**Available records:**
☆ ☆ ☆ ☆

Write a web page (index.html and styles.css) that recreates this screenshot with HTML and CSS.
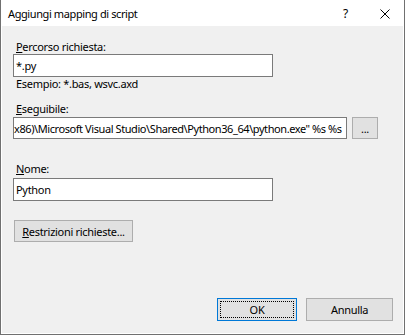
FILE: index.html
```html
<!DOCTYPE html>
<html lang="it">
<head>
<meta charset="utf-8">
<title>Aggiungi mapping di script</title>
<link rel="stylesheet" href="styles.css">
</head>
<body>
<div class="window">
  <div class="titlebar">
    <span class="title">Aggiungi mapping di script</span>
    <span class="help">?</span>
    <span class="close">
      <svg width="10" height="10" viewBox="0 0 10 10"><path d="M0.5 0.5 L9.5 9.5 M9.5 0.5 L0.5 9.5" stroke="#000" stroke-width="1" fill="none"/></svg>
    </span>
  </div>
  <div class="content">
    <div class="label first"><u>P</u>ercorso richiesta:</div>
    <div class="textbox short"><span class="val">*.py</span></div>
    <div class="label hint">Esempio: *.bas, wsvc.axd</div>
    <div class="label exe"><u>E</u>seguibile:</div>
    <div class="row">
      <div class="textbox long"><span class="val">x86)\Microsoft Visual Studio\Shared\Python36_64\python.exe" %s %s</span></div>
      <div class="btn browse">...</div>
    </div>
    <div class="label name"><u>N</u>ome:</div>
    <div class="textbox short name-box"><span class="val">Python</span></div>
    <div class="btn restr"><span><u>R</u>estrizioni richieste...</span></div>
    <div class="actions">
      <div class="btn ok"><span class="focus">OK</span></div>
      <div class="btn cancel">Annulla</div>
    </div>
  </div>
</div>
</body>
</html>
```

FILE: styles.css
```css
html, body {
  margin: 0;
  padding: 0;
  background: #ffffff;
}
body {
  font-family: "Noto Sans", "Open Sans", sans-serif;
  font-size: 11px;
  letter-spacing: -0.3px;
  color: #000;
}
.window {
  width: 405px;
  height: 335px;
  box-sizing: border-box;
  border: 1px solid #707070;
  border-top: none;
  padding: 0 1px 1px 1px;
  background: #ffffff;
  display: flex;
  flex-direction: column;
}
.titlebar {
  height: 26px;
  display: flex;
  align-items: center;
  background: #ffffff;
  padding-left: 6px;
}
.title {
  flex: 1;
  font-size: 11px;
  letter-spacing: -0.4px;
}
.help {
  width: 12px;
  margin-right: 25px;
  font-size: 12px;
}
.close {
  width: 10px;
  height: 10px;
  margin-right: 13px;
  margin-top: 1px;
  display: flex;
}
.content {
  flex: 1;
  background: #f0f0f0;
  padding-left: 11px;
  padding-right: 10px;
  display: flex;
  flex-direction: column;
  align-items: flex-start;
}
.label {
  line-height: 13px;
  height: 13px;
  padding-left: 3px;
  white-space: nowrap;
}
.label u {
  text-decoration-thickness: 1px;
  text-underline-offset: 1px;
}
.first { margin-top: 14px; margin-bottom: 1px; }
.hint { margin-top: 0; }
.exe { margin-top: 12px; margin-bottom: 2px; }
.name { margin-top: 23px; margin-bottom: 3px; }
.textbox {
  box-sizing: border-box;
  background: #ffffff;
  border: 1px solid #7a7a7a;
  height: 23px;
  display: flex;
  align-items: center;
  overflow: hidden;
  white-space: nowrap;
}
.textbox .val {
  padding-left: 2px;
}
.short { width: 260px; }
.row {
  display: flex;
  gap: 5px;
}
.long {
  width: 334px;
  height: 22px;
}
.long .val {
  padding-left: 0;
  letter-spacing: -0.42px;
}
.btn {
  box-sizing: border-box;
  background: #e1e1e1;
  border: 1px solid #adadad;
  display: flex;
  align-items: center;
  justify-content: center;
  white-space: nowrap;
}
.browse {
  width: 26px;
  height: 22px;
}
.restr {
  margin-top: 19px;
  margin-left: 1px;
  width: 119px;
  height: 22px;
}
.restr u {
  text-underline-offset: 1px;
}
.actions {
  align-self: stretch;
  margin-top: 56px;
  display: flex;
  justify-content: flex-end;
  gap: 9px;
}
.ok {
  width: 80px;
  height: 23px;
  border-color: #0078d7;
  padding: 2px;
}
.ok .focus {
  box-sizing: border-box;
  width: 100%;
  height: 100%;
  border: 1px dotted #000;
  display: flex;
  align-items: center;
  justify-content: center;
}
.cancel {
  width: 87px;
  height: 23px;
}
```
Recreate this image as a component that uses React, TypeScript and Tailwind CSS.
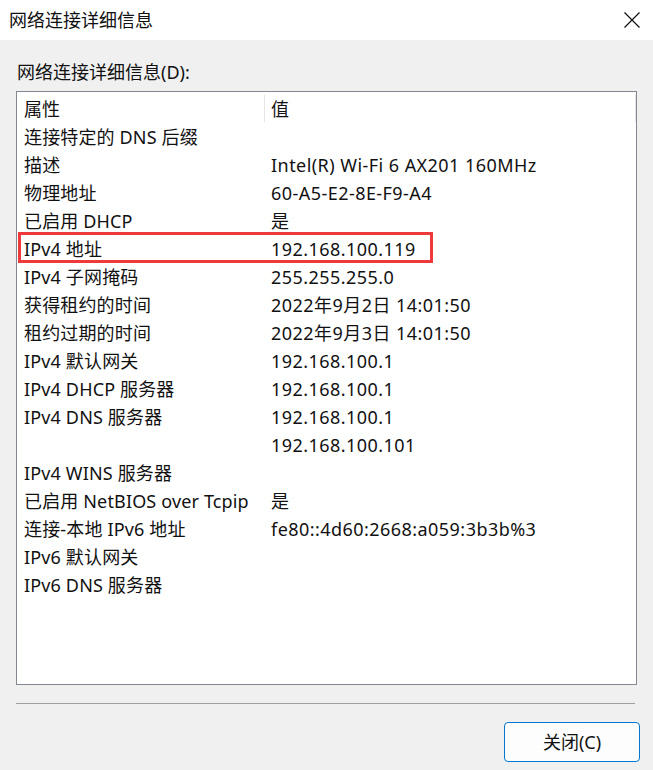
const rows: [string, string][] = [
  ['连接特定的 DNS 后缀', ''],
  ['描述', 'Intel(R) Wi-Fi 6 AX201 160MHz'],
  ['物理地址', '60-A5-E2-8E-F9-A4'],
  ['已启用 DHCP', '是'],
  ['IPv4 地址', '192.168.100.119'],
  ['IPv4 子网掩码', '255.255.255.0'],
  ['获得租约的时间', '2022年9月2日 14:01:50'],
  ['租约过期的时间', '2022年9月3日 14:01:50'],
  ['IPv4 默认网关', '192.168.100.1'],
  ['IPv4 DHCP 服务器', '192.168.100.1'],
  ['IPv4 DNS 服务器', '192.168.100.1'],
  ['', '192.168.100.101'],
  ['IPv4 WINS 服务器', ''],
  ['已启用 NetBIOS over Tcpip', '是'],
  ['连接-本地 IPv6 地址', 'fe80::4d60:2668:a059:3b3b%3'],
  ['IPv6 默认网关', ''],
  ['IPv6 DNS 服务器', ''],
];

function CloseIcon() {
  return (
    <svg width="16" height="16" viewBox="0 0 16 16" fill="none">
      <path d="M0.5 0.5 L15.5 15.5 M15.5 0.5 L0.5 15.5" stroke="#111" strokeWidth="1.2" />
    </svg>
  );
}

export default function App() {
  return (
    <div
      className="w-[653px] h-[770px] bg-[#f0f0f0] flex flex-col text-[18px] text-[#111] overflow-hidden"
      style={{ fontFamily: '"Noto Sans", "Noto Sans CJK SC", sans-serif' }}
    >
      {/* Title bar */}
      <div className="h-[40px] bg-white flex items-center justify-between pl-[9px] pr-[13px]">
        <span className="leading-[28px]">网络连接详细信息</span>
        <CloseIcon />
      </div>

      <div className="flex flex-col px-[16px] pt-[18px]">
        <div className="leading-[28px] pl-[1px] mb-[5px]">网络连接详细信息(D):</div>

        {/* List box */}
        <div className="relative h-[594px] border border-[#828790] bg-white">
          <div className="flex h-[31px] pt-[3px] leading-[28px]">
            <div className="w-[248px] pl-[7px] border-r border-[#e5e5e5] mb-[1px]">属性</div>
            <div className="w-[371px] pl-[6px] border-r border-[#e5e5e5] mb-[1px]">值</div>
          </div>
          {rows.map(([k, v], i) => (
            <div key={i} className="flex h-[28px] leading-[28px] whitespace-nowrap">
              <div className="w-[248px] pl-[7px] tracking-[0.15px]">{k}</div>
              <div className="pl-[6px] tracking-[0.45px]">{v}</div>
            </div>
          ))}

          {/* annotation */}
          <div className="absolute left-[1px] top-[140px] w-[415px] h-[31px] border-[3px] border-[#ee3a3a]" />
        </div>

        <div className="mt-[18px] h-px bg-[#a0a0a0] mr-[2px]" />

        <div className="flex justify-end mt-[18px] -mr-[3px]">
          <button className="w-[136px] h-[40px] rounded-[4px] border border-[#0078d4] bg-[#fdfdfd] leading-[28px]">
            关闭(C)
          </button>
        </div>
      </div>
    </div>
  );
}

☆ ☆ ☆ ☆

**Exercise brief:** Look through the entries above for the word "this". Copy every line where it shows up.

**The response:**
Write a web page (index.html and styles.css) that recreates this screenshot with HTML and CSS.
Recreate this image as a component that uses React, TypeScript and Tailwind CSS.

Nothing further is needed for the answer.